The state attorney general’s office on July 10 released the description — language that must appear on petitions circulated by people who want to overturn the tax.
Assemblyman Travis Allen (R-Huntington Beach) is leading the repeal effort.
“We’re going to challenge it in Superior Court,” Allen said. “Gov. Brown’s attorney general has issued a misleading title and summary.”
The lawmaker said “almost everything” in the short summary would mislead voters. “We will wait to win in court and then we will be gathering signatures up and down the state,” Allen said after consulting with attorneys.
Allen, who is running for governor in 2018, needs to collect 365,0000 signatures of registered voters in 150 days to qualify a measure for the ballot that would repeal SB 1, the $52-billion tax increase legislation signed in April by Gov. Jerry Brown to fund transportation projects in the state.
The title approved for the initiative by the office of Democratic Attorney General Xavier Becerra says it “Eliminates recently enacted road repair and transportation funding by repealing revenues dedicated for those purposes.”
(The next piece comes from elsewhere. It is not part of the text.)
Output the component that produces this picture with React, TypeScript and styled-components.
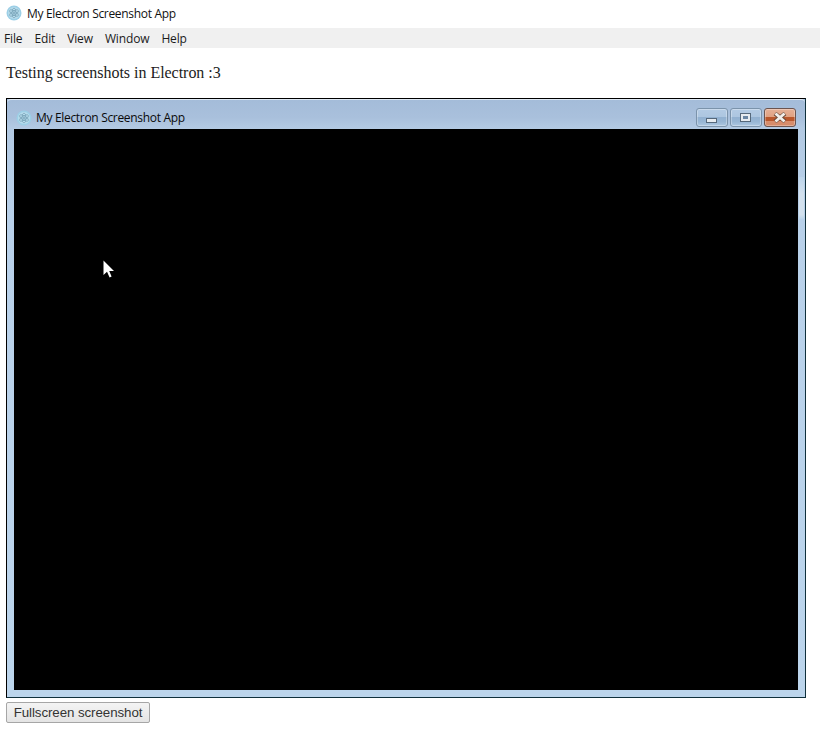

Critics of the new law have said it lacks sufficient safeguards for the money to be spent on road repairs and transportation and could allow money to be spent on other functions.
The summary also highlights that the ballot measure “Eliminates Independent Office of Audits and Investigations, which is responsible for ensuring accountability in the use of revenue for transportation projects.” Such an office has not existed.
Allen said the lawsuit to be filed this week will detail exactly how the statements are misleading.
The bill Allen wants to repeal raises gas taxes and vehicle fees to generate $5.2 billion during each of the first 10 years for road and bridge repairs, mass transit, bike lanes and congestion-reduction projects.
SB 1 is supported by a group of labor, business and local governments called the Fix Our Roads coalition. It is preparing to fight any repeal effort, according to coalition member Michael Quigley, executive director of the California Alliance for Jobs.
“The Fix Our Roads coalition is ready to oppose any effort that would defund our transportation safety and maintenance programs including a repeal of SB 1,” Quigley said. “We know voters strongly support increasing funding for transportation improvements, especially when that includes constitutional protections and accountability requirements that ensure funds are allocated exclusively for transportation.”
Allen has formed a campaign committee for the initiative drive, but it has not yet reported any fundraising. He faces tough odds to qualify the measure without significant money and support from other groups, said Larry Gerston, a political science professor at San Jose State.
“The rule of thumb is that he’ll need about $3 million to finance signature collection, and that kind of money doesn’t grow on trees, even in fertile California,” Gerston said, adding that the effort may be hindered by the fact that the gas tax increase will not hit voters’ wallets until November.
The gas tax will increase by 12 cents per gallon and the diesel tax will go up 20 cents on Nov. 1. The new law also creates an annual vehicle fee ranging from $25 for cars valued at less than $5,000 to $175 for cars worth $60,000 or more. That fee kicks in Jan. 1.
Electric car owners will pay a $100 annual fee in lieu of gas taxes starting in 2020. In signing the bill, Brown said the taxes and fees would cost most Californians less than $10 per month.